## DATA SECTION
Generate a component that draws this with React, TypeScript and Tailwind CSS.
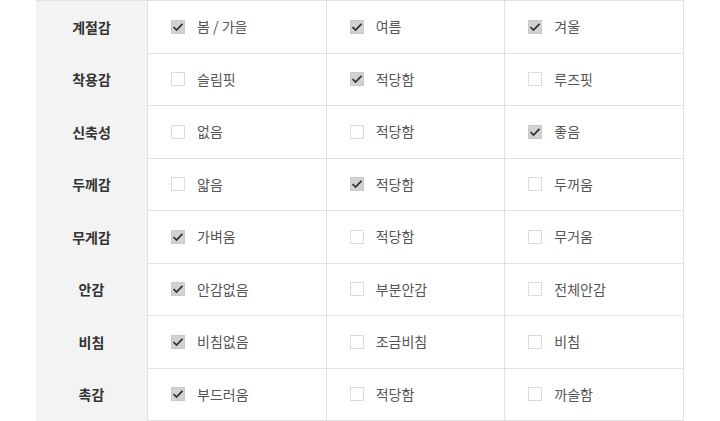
import React from "react";

type Row = { label: string; options: [string, boolean][] };

const rows: Row[] = [
  { label: "계절감", options: [["봄 / 가을", true], ["여름", true], ["겨울", true]] },
  { label: "착용감", options: [["슬림핏", false], ["적당함", true], ["루즈핏", false]] },
  { label: "신축성", options: [["없음", false], ["적당함", false], ["좋음", true]] },
  { label: "두께감", options: [["얇음", false], ["적당함", true], ["두꺼움", false]] },
  { label: "무게감", options: [["가벼움", true], ["적당함", false], ["무거움", false]] },
  { label: "안감", options: [["안감없음", true], ["부분안감", false], ["전체안감", false]] },
  { label: "비침", options: [["비침없음", true], ["조금비침", false], ["비침", false]] },
  { label: "촉감", options: [["부드러움", true], ["적당함", false], ["까슬함", false]] },
];

function Box({ checked }: { checked: boolean }) {
  if (checked) {
    return (
      <span className="flex h-[14px] w-[14px] shrink-0 items-center justify-center bg-[#d2d2d2] border border-[#c9c9c9]">
        <svg width="12" height="10" viewBox="0 0 12 10" fill="none">
          <path d="M1.5 5 L4.5 8 L10.5 1.8" stroke="#2f2f2f" strokeWidth="1.7" />
        </svg>
      </span>
    );
  }
  return <span className="block h-[14px] w-[14px] shrink-0 border border-[#dcdcdc] bg-white" />;
}

export default function App() {
  return (
    <div
      className="h-[421px] w-[720px] overflow-hidden bg-white"
      style={{ fontFamily: '"Noto Sans CJK KR", "Noto Sans", sans-serif' }}
    >
      <div className="ml-[36px] w-[648px] border-t border-[#e2e2e2]">
        {rows.map((r, i) => (
          <div key={i} className="flex h-[52.5px]">
            <div className="flex w-[112px] shrink-0 items-center justify-center bg-[#f3f3f3] border-r border-[#dedede] text-[14px] font-bold text-[#333]">
              {r.label}
            </div>
            {r.options.map(([t, c], j) => (
              <div
                key={j}
                className="flex flex-1 items-center gap-[12px] pl-[23px] border-b border-r border-[#e2e2e2]"
              >
                <Box checked={c} />
                <span className="text-[14px] text-[#555]">{t}</span>
              </div>
            ))}
          </div>
        ))}
      </div>
    </div>
  );
}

## EXERCISE BRIEF
Omit the pictures, then repeat exactly each line from the beginning of the listing through the line with "options: [string, boolean][]".

## FINAL RESULT
Generate a component that draws this with React, TypeScript and Tailwind CSS.
import React from "react";

type Row = { label: string; options: [string, boolean][] };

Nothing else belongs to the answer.